I just don't like her because she's fake and treats my dh like royalty. A week after my c section she threw dc changing mat on the floor and said you can change them. I don't think it was spiteful but she just doesn't think. She expects me to do everything for her though - remember birthdays, anniversaries etc. She'll text me to remind me and not dh. Like it's my job as a woman to do so! And go out to work of course because woman have to as well as do everything else (I don't agree).

My problem is with her not childcare or the way she is with my dc.

OP posts:
Thenewdoctor · 21/10/2018 09:07

Let your partner take them.

poglets · 21/10/2018 09:10

Your update is awful.

Your husband should deal with his own mother. This limits her access to you and opportunity for conflict.

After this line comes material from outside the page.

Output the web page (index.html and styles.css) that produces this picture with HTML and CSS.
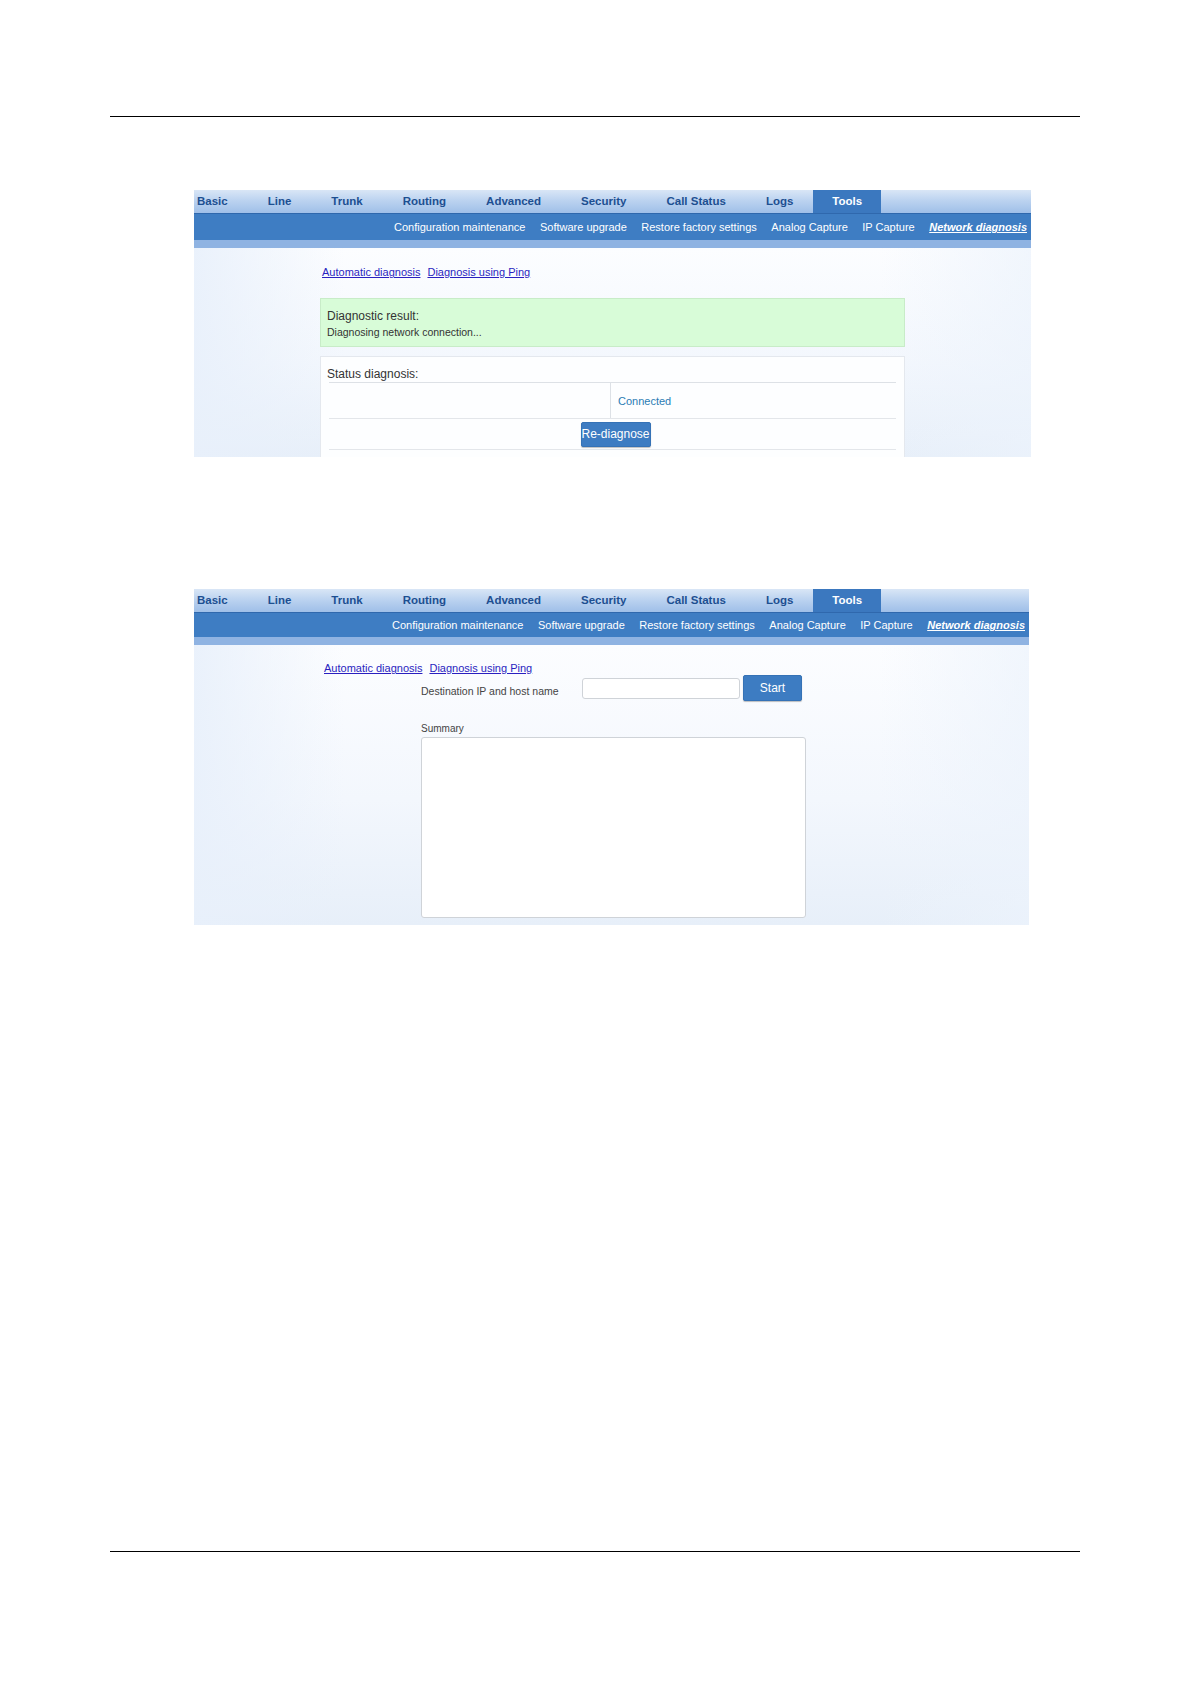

auraaura · 21/10/2018 09:11

He will be from now on.

OP posts:
auraaura · 21/10/2018 09:12

Yes true. I need to delete her from facebook messenger too. Always asking questions. My dh just ignores her but I cant. It stresses me. I just want less contact.

OP posts:
auraaura · 21/10/2018 09:23

My dh is adopted I don't know if that has anything to do with it. She seems envious of me. She doesn't like talking about other people being pregnant either which I understand. I never rubbed anything in her face. But she's also stifling. I just want to be myself. And not feel like I need to dull my shine.

OP posts:
Feefeetrixabelle · 21/10/2018 19:13

Get her a copy of wifework. Reading that should distract her for a while. She’s not a parent to your child so she doesn’t have a right to access. If she wants to see her gc let her arrange it with her son.